To be sure, the anarchist idea is not some utopian dream. It doesn’t envision some never-never land in which human nature is changed or we enter into some mythical new phase of history. The idea of justice in the anarchist sense is that nothing is punished except violence. And nothing is taken to the court system that isn’t resolved in some form of restitution. Once you have that, you have justice. That is the goal to work toward. It is a principled and very clear position.

The minarchist is crippled in other ways. He may favor cutting taxes ten percent or curbing foreign-policy adventurism. But in the end, the final authority and power is left in this thing called the state, which decides how its power will be used. And the state cannot be limited; it always and everywhere seeks more power. What is the alternative? The institution we need to make final decisions and to govern society is the market, the nexis of voluntary exchange, not an institution that its unjust in its very structure.

If you are an anarchist in the Rothbardian sense, you see the state and the market as incompatible institutions. You see that one exists only to the detriment of the other. You can claim that we can come to some sort of compromise, but it doesn’t hold up because such a mix always be unstable. There will always be a struggle between power and liberty, and all that anarchism hopes for is that liberty will be the victor in this struggle.

Mises.org: In the Rothbardian legacy, you are the main thinker who has carried out his research program to investigate the American anarchist tradition.

McElroy: I became interested in Benjamin R. Tucker and Lysander Spooner because of him. And I recall that the first time I read Rothbard’s writings on these two thinkers, I was very skeptical. I wondered about his claims because they seems so definitive and he always presented their thought with such levity.

After that, I began to investigate from the original sources. And what do you know: Rothbard was spot on, again and again. He captured the beauty of their political writings, many of which appear in a publication called Liberty which was published continuously from 1881 to 1908. And my next book will provide the first full-scale accounting of this periodical and its importance in the history of ideas in America.

Mises.org: What was the unique contribution of these thinkers?

McElroy: Before Tucker and Spooner, there were many good American political thinkers who saw the essential struggle between the state and the individual. They recognized the need to contain the state. But there hadn’t been much serious thinking about how society should and can be organized in complete absence of the state.

But Tucker produced some of the most sophisticated analysis that we have about the practical implementation of the fully free society. He wrote about courts, and free-market defense agencies. He discussed in great detail question like, in a free market will we have trial by jury? He always came up with very surprising conclusions. He was also unique in radical history of arguing that to bring about justice, we don’t need to create an institution; we have an institution and it is the market society. We need to take away an institution, namely the state.

Mises.org: And this makes the case for freedom very practical.

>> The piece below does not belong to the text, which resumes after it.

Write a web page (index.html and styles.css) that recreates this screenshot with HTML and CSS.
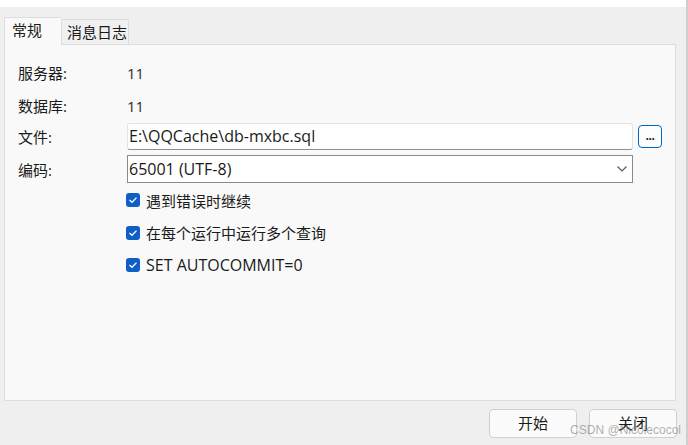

McElroy: It is a very different picture than one you get from the socialist literature, which imagines a time when lions will lie down with lambs, we will all become transformed, and the like. For example, if you read Edward Bellamy’s Looking Backward, which galvanized everyone when it appeared in 1887, you get this picture of a society that has no connection to reality. There will be no more poverty, no more crime, no more selfishness, and food will fall from the trees. This vision is not believable. The anarchists of the Tucker-Spooner school provide a realistic but still radical alternative to this.

Mises.org: Your work ranges from high theory to very applied journalism. This is a very Rothbardian combination.

McElroy: Well, theory must be applied. And it is impossible to fully understand the power of theory without having an intense interest in the history of political life. With the right theory, you can have this god’s eye view of the sweep of things, look down at the geography of the world, and you can see how every event, whether local or international, is profoundly touched by the struggle between liberty and power. And unless you have this sense of things, I don’t believe that you can really understand the events of today or even what you read in the newspapers.

Mises.org: So what is the individualist-anarchist take on the present electoral confusion?

McElroy: I haven’t smiled this much in years! If this works to de-legitimize the government–and I hope it is and I think it is–those of us who constantly wield the sword against this hydra-headed monster called the State can’t help but be pleased.